From an operational mechanism perspective, the outcomes of an agent's actions are often determined jointly by model capabilities, configuration parameters, external interface authorizations, and platform rules. No single link is sufficient to bear full responsibility for the final outcome. This makes it difficult to simply attribute blame to developers, deployers, or the platform when risk events occur, nor can responsibility be effectively traced back to a clear entity through existing systems. A clear disconnect has emerged between action and responsibility.
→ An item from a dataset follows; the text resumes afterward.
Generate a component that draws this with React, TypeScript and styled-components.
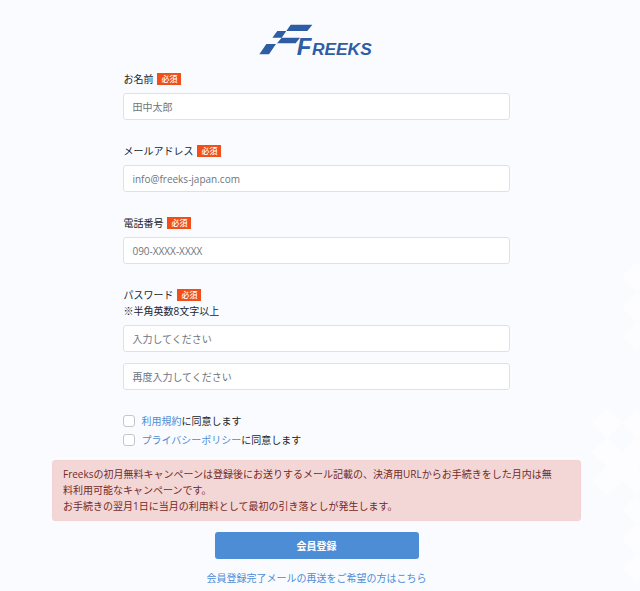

As agents gradually intervene in key areas like configuration management, permission operations, and fund flows, this disconnect will be further amplified. Without a clear responsibility chain design, once a system deviates or is abused, the consequences will be difficult to control through post-event accountability or technical remediation. Therefore, if AI-native systems wish to further enter high-value scenarios like collaboration, decision-making, and transactions, the focus must be on establishing foundational constraints. The system must be able to clearly identify who is acting, judge whether the actions are real, and establish a traceable responsibility relationship for the outcomes of those actions. Only when identity and credit mechanisms are perfected first can metrics like scale and activity hold reference value; otherwise, they will only amplify noise and fail to support the stable operation of the system.
5. Summary
The Moltbook phenomenon has stirred a mix of hope, hype, fear, and skepticism. It is neither the terminator of human social interaction nor the beginning of AI domination. It is more like a mirror and a bridge. The mirror allows us to see the current state of the relationship between AI technology and human society, while the bridge leads us towards a future world of human-machine coexistence and collaboration. Facing the unknown landscape on the other side of this bridge, humanity needs not only technological advancement but also ethical foresight. However, one thing is certain: the course of history never stops. Moltbook has already tipped the first domino, and the grand narrative of the AI-native society may have just begun.